* Your objective:
Select every line holding the word "styles" and copy it.

* Dataset extract:
— begin —

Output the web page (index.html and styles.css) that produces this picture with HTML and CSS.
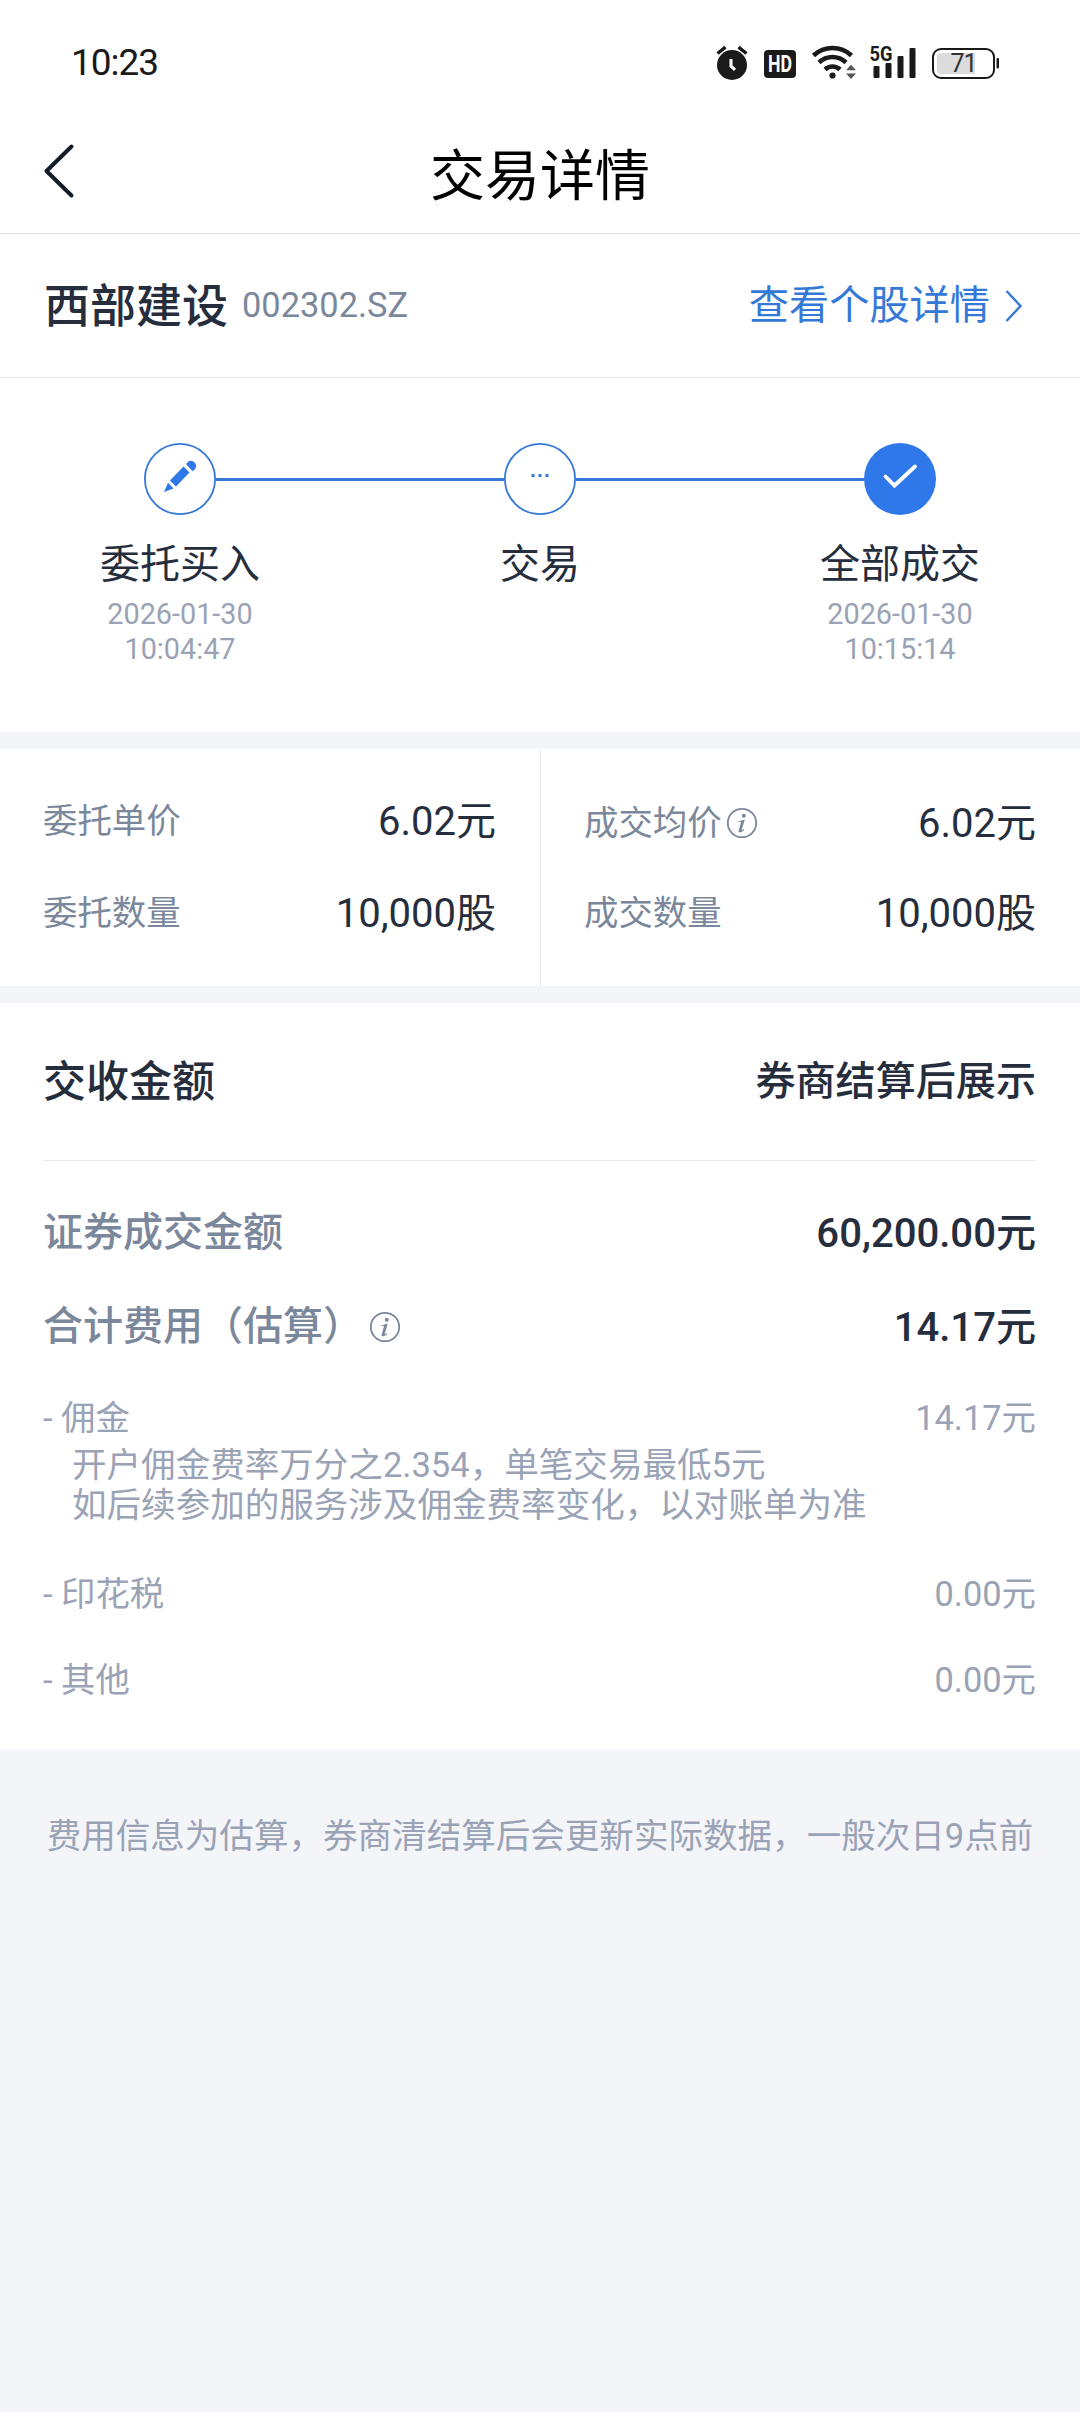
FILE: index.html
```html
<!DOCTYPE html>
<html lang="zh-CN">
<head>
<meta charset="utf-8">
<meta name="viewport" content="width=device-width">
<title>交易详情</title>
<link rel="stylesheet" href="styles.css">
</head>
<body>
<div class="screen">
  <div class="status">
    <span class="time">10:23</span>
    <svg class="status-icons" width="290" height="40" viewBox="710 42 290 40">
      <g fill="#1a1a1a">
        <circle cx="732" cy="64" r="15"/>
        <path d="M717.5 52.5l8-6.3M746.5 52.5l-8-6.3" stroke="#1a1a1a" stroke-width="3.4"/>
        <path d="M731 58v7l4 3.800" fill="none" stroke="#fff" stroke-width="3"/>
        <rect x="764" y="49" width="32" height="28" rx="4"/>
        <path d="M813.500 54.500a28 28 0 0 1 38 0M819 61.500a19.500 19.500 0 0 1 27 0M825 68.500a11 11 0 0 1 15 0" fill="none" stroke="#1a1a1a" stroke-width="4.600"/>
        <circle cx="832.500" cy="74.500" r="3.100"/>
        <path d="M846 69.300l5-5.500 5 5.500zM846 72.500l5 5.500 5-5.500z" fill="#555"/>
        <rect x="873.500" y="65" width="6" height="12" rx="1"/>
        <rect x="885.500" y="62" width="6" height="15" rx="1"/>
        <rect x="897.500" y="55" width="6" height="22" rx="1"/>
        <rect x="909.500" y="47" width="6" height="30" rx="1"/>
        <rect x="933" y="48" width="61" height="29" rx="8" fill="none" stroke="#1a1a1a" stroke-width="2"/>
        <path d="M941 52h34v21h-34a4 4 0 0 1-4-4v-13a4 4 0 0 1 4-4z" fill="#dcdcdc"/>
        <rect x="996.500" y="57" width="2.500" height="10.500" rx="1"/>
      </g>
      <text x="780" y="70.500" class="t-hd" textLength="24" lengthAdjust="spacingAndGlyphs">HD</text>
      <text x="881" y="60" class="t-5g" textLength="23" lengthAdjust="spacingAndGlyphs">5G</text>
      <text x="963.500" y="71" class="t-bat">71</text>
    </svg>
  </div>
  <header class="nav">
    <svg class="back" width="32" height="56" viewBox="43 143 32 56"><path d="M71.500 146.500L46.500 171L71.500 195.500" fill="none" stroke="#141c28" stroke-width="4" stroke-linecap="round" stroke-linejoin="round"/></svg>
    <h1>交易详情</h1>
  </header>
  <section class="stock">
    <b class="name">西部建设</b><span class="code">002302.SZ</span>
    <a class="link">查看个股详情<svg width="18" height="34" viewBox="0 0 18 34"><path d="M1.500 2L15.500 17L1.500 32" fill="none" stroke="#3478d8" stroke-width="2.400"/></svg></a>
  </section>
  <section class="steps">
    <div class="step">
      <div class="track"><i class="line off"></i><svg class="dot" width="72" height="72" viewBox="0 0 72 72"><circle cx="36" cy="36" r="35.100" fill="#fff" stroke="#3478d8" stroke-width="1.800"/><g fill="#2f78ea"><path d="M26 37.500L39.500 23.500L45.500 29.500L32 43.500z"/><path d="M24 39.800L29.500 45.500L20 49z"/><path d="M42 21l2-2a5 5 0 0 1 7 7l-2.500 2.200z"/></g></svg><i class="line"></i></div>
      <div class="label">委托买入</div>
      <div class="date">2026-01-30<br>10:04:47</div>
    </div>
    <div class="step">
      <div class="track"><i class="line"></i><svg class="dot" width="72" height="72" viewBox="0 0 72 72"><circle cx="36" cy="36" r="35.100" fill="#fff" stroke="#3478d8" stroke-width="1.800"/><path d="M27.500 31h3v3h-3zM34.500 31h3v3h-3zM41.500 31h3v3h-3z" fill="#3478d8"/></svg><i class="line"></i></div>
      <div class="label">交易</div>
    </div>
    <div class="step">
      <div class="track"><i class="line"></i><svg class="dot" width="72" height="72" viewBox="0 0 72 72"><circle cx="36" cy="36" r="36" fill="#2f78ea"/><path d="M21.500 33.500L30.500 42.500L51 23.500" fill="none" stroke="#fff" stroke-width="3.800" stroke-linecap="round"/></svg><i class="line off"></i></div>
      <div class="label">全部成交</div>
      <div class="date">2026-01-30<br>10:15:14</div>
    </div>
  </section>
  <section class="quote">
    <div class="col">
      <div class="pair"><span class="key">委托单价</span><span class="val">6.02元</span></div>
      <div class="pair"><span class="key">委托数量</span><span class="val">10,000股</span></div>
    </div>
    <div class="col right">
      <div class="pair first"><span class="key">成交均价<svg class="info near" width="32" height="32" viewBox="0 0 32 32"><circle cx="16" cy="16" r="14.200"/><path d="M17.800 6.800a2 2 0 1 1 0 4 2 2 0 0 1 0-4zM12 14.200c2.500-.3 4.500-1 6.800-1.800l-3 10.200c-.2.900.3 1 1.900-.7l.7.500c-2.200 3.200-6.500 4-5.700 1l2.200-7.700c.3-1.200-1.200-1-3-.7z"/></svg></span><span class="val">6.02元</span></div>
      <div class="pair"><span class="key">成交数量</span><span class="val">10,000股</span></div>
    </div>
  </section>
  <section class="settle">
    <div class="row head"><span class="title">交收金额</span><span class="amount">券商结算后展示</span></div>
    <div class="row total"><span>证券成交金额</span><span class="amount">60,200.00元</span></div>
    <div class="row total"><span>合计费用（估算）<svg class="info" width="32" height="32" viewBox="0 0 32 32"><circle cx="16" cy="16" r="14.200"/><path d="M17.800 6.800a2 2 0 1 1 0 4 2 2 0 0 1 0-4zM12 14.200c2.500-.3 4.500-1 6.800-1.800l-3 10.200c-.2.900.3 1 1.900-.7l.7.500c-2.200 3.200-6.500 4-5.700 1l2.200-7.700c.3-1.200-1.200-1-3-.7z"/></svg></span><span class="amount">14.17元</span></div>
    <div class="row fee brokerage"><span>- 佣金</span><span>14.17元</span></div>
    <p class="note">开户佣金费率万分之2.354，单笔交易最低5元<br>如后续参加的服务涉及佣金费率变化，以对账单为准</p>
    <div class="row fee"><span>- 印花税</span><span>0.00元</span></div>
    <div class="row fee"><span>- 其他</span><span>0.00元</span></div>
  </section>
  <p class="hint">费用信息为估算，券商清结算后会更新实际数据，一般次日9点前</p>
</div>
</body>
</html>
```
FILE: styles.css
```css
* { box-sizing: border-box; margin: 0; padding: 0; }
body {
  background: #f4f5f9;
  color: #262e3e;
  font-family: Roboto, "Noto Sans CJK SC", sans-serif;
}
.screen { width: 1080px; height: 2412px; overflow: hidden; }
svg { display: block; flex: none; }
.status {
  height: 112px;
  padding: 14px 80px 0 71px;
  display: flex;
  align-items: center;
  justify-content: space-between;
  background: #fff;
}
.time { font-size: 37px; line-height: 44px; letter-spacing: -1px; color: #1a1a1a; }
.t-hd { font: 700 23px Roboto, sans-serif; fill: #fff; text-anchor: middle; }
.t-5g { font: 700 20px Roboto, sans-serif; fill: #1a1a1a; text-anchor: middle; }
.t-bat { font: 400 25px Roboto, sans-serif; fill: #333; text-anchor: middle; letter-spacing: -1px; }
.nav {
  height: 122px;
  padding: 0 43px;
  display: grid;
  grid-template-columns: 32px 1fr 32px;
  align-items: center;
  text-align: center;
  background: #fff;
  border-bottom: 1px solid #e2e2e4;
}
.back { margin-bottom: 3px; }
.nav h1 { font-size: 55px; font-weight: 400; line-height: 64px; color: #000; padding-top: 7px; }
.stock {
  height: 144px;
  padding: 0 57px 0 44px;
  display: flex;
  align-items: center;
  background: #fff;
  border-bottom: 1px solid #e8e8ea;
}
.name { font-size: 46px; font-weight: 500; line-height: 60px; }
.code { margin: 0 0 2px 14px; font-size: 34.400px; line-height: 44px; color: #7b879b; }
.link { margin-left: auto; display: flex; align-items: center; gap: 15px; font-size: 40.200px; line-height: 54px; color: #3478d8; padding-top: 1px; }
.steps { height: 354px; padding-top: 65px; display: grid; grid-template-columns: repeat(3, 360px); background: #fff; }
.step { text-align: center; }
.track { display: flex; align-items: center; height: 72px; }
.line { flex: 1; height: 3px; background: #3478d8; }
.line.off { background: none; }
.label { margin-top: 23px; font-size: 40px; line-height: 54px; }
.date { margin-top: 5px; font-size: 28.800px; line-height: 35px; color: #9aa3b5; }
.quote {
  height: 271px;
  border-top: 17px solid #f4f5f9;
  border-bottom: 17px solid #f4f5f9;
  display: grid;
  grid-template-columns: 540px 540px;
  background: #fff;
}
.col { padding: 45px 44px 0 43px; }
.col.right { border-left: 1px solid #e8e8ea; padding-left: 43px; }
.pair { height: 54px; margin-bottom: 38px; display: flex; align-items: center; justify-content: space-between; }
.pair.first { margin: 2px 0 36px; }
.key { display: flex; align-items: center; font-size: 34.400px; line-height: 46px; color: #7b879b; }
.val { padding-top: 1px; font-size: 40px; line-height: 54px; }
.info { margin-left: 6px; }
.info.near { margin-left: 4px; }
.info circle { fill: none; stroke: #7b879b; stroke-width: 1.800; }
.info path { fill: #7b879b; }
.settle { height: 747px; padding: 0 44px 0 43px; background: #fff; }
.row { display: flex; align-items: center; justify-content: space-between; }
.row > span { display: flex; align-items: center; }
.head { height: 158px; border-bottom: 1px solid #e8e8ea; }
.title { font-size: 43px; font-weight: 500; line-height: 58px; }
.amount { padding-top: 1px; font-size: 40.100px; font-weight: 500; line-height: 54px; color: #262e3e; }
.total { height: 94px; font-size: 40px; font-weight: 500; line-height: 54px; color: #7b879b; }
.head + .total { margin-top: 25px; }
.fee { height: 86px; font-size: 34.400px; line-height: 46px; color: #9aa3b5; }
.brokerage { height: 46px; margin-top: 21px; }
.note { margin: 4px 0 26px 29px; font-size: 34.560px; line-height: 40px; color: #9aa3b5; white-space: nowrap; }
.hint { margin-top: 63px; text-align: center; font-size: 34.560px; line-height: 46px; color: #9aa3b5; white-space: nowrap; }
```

— end —

* Expected answer:
Output the web page (index.html and styles.css) that produces this picture with HTML and CSS.
<link rel="stylesheet" href="styles.css">
FILE: styles.css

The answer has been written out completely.